My favourite verse is Philippians 4:13. “I can do all things through Christ who gives me strength”, but I know that this task had nothing to do with this verse and to quote it would be to lessen the promise of its real meaning. Not even “With God all things are possible” (Matthew 19:26) is correct, although I have to admit they are the first things that come to my mind when I think about this experience. But, I know that the moment we found ourselves in the “impossible thinking” place, was the vital time which made a difference to the final outcome. We can quote all the Bible verses in the world, but in the end, it is our frame of mind (and God certainly helps us in this space), the importance of others, the value of listening to others and of doing our best without panicking whatever happens, which leads to things that seem impossible at the time, actually happening. And the more we experience this, the more we see that is possible, in all aspects of life.
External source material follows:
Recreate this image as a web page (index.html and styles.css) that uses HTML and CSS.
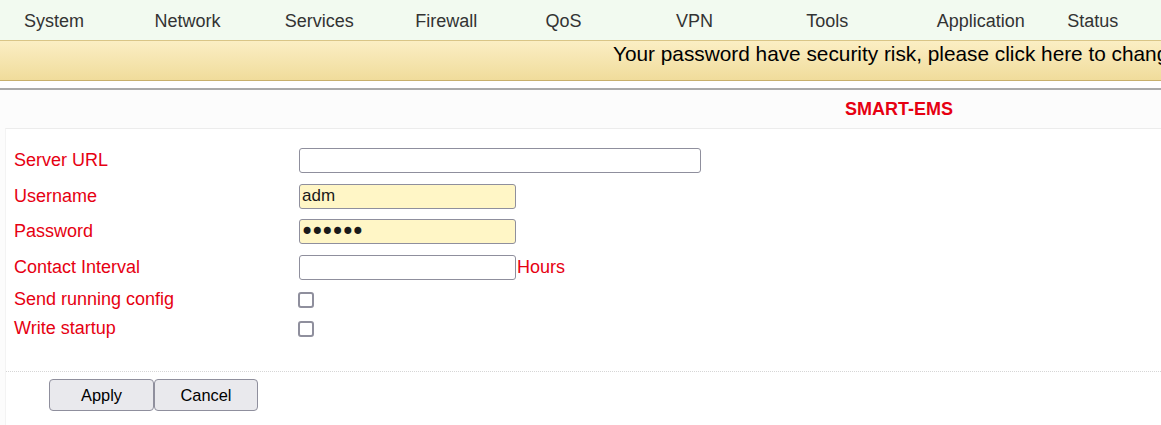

I know that a common saying I speak out all the time to my kids and in leadership is “There must be a way.” I wish I could say it to myself more often, but I do believe your frame of mind makes a difference to what is actually possible. I am also thankful, that I serve a BIG God, who shows me daily, that what is possible with me, is nothing compared to what is possible with HIM. What is your frame of mind when faced with a challenging task? What stops us from doing the seemingly impossible or more importantly, what helps us face challenges in order to see the impossible happen?